June 5, 2013

My last word on worship (for now)

Okay, I don't want to over do this but I continue to have conversations with folks in and outside of the Episcopal Church about worship. It hasn't been the case in the dialogs I've had of late, but too often we battle about how we worship (musical genre, style, etc.) rather than concerning ourselves with why we worship and what is happening during worship. For some background, I previously jotted down some thoughts on the subject here, here and here.
[This is] the Act in which we are now living and in which we are to make our own unique, unscripted and yet obedient, improvisation. This is how we are to be the church, for the world. As we do so, we are calling into question the world’s models of authority, as well as the content and direction of that authority.
—N.T. Wright, "How Can The Bible Be Authoritative?" Published in Vox Evangelica, 1991

In the most earnest sense, God is the critical theatergoer, who looks on to see how the lines are spoken and how they are listened to: hence here the customary audience is wanting. The speaker is then the prompter, and the listener stands openly before God. The listener ... is the actor, who in all truth acts before God.
—Søren Kierkegaard, Purity of Heart
I've found myself going back to writers that–unbeknownst to me at the time–lead me to my increasingly "informal yet sacramental" view of worship. And here's why this is so important to me as of late: I think worship has got to matter–has got to be tethered to–our every day lives. I now worship with a tradition that utilizes many practices that have until now been more novelty than routine. The more it becomes a part of who I am, the more I find myself trying to make sense of it–understand it, theologize it. Pulling from Wright and Kierkegaard, here's how I've been piecing this together in my head lately:
Act 1, Memory-the calling: remembering (being reminded of) why we do this
In act one, we read Scriptures that remind us who we are and why we are gathered together. It’s the stage call; beckoning the characters to the stage. It’s intended to remind us that God’s story is the story we are living out in the rest of our lives.

Act 2, Community-the communion: reuniting (and reconciling) with God and each other
In act two, is the “peak” of our time together. We are reminded that we are not alone; that we go about life with each other and with God. During this time we offer reconciliation with God and each other, and celebrate the Lord’s Table–we feed on the Word through the bread and wine, through the reflection of Scripture... together.

Act 3, Mission-the commission: re-engaging with our world
In act three, we begin the “slide” back out into the world. It’s when we remember that this “separate” activity is done publicly and for the purpose of our lives--that are lived “out loud”, or in public.
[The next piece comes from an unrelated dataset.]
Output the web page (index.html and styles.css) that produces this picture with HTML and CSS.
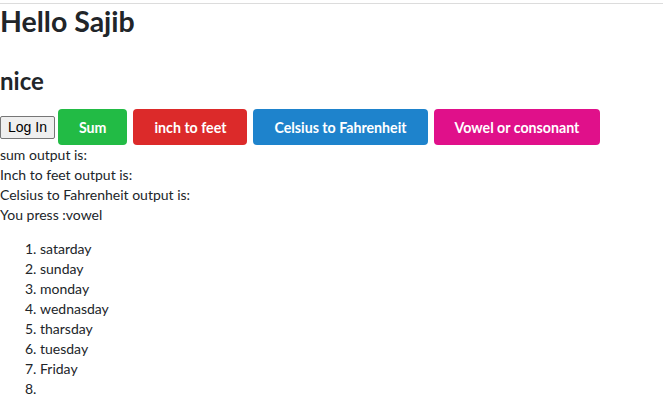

What do you think? Does this make sense? And if it does, how much permission does it provide us for exploring any number of ways of going about doing this?

1 comment :

Joey Rick said...

Makes total sense. I think we should map it to Rite III in the BCP and teach people to be creative with it. But not in a tactical way -- like a silver bullet -- in a spiritual and adaptive way...the 5 Whys is the most powerful exercise in most conversations, and if we are truly willing to go deep, the answers to what we need are already there for us. Thank you for being with us on the journey!